On Saturday 08 February 2003 06.51, Tim Hockin wrote:
> > > Flip on the LEARN control, do your stuff.  When you flip off
> > > the LEARN control a raw-data output is updated.  We don't even
> > > need to use a hint for LEARN - it is totally plugin unique.
> >
> > Right. As long as there is suitable control datatypes, no
> > additional support is needed, really. It works without explicit
> > support.
> >
> > That said, it might be nice to allow plugins to somehow hint that
> > an output generates data that you may write back to a specified
> > input of the same type.

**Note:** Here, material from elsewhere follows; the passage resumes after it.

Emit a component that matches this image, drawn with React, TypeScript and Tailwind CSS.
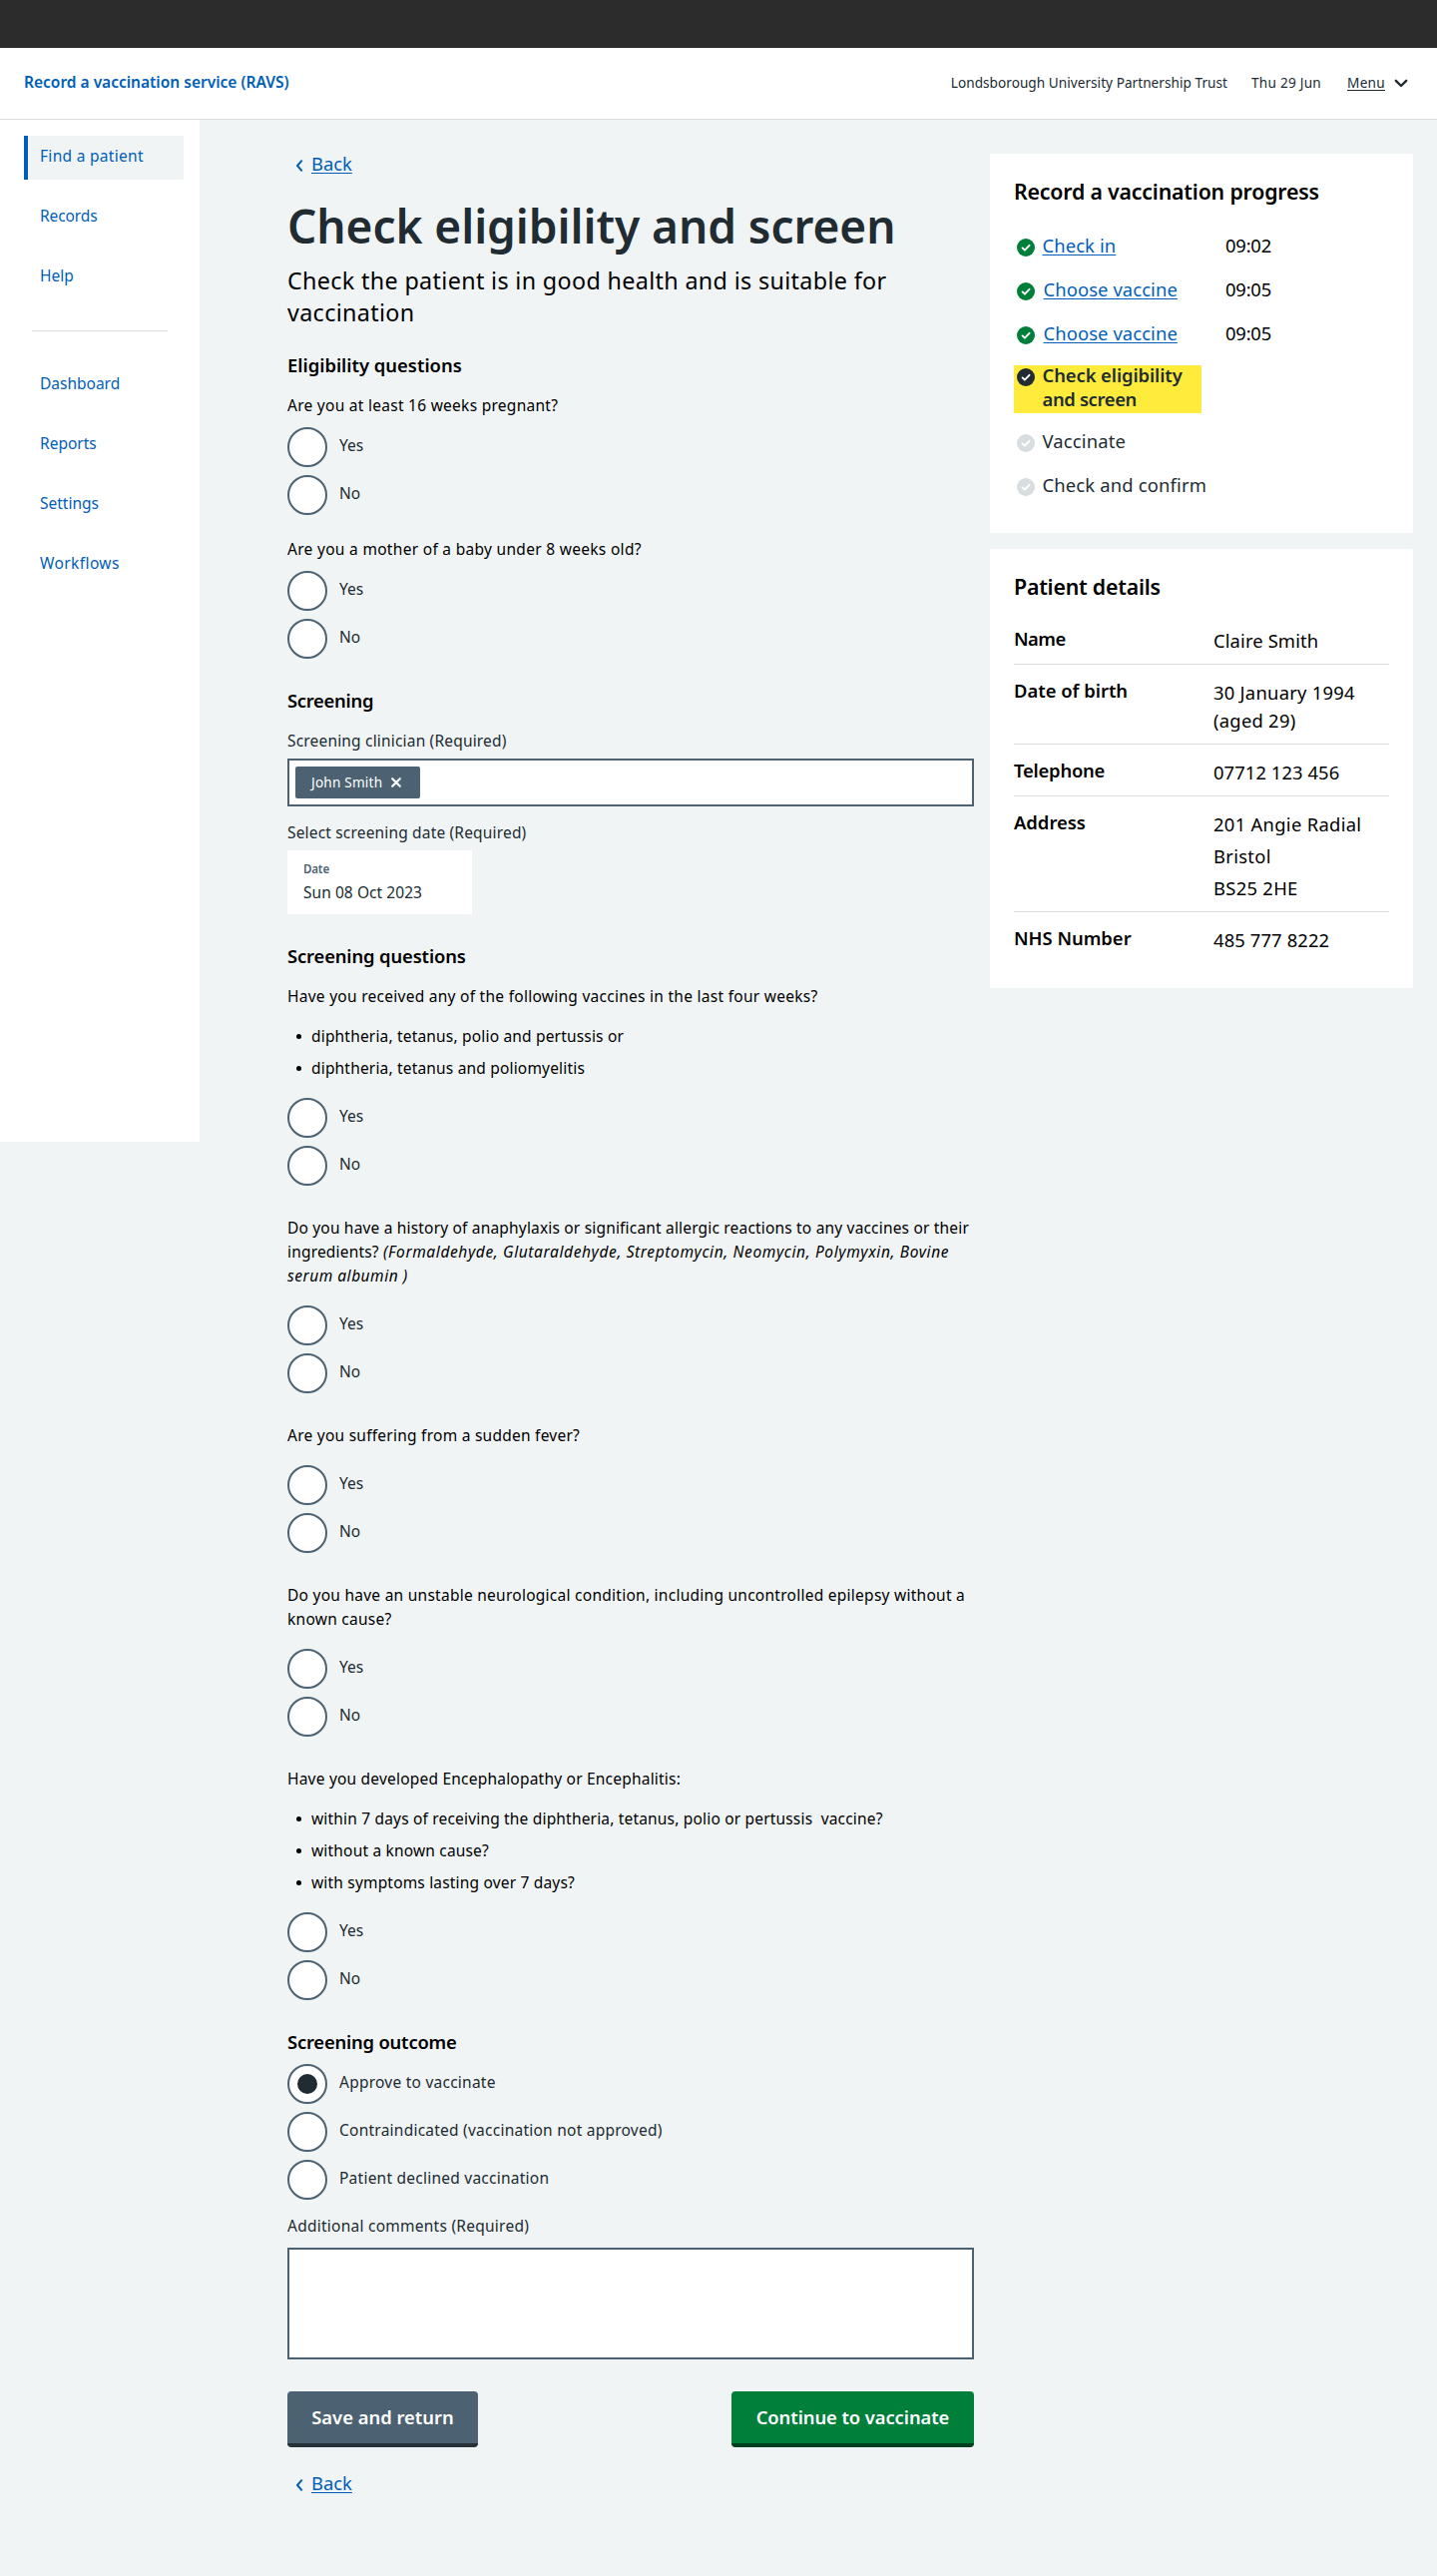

This would allow hosts to be smart about
> > this, rather than just showing these controls as normal, totally
> > unrelated inputs
>
> Using an output control for this is actually wrong, on another
> thought.  You would NEVER save a VOICE output control or anything
> else output with a preset.  Output goes to some other place.

That's exactly why it *should* be an output. If it was a "readable 
input", it would be saved with the preset whether you like it or not, 
and there's that problem with mysteriously mutating projects again.


> Just because we CAN get data out of an output control, doesn't make
> it consistent with the semantics of an output control.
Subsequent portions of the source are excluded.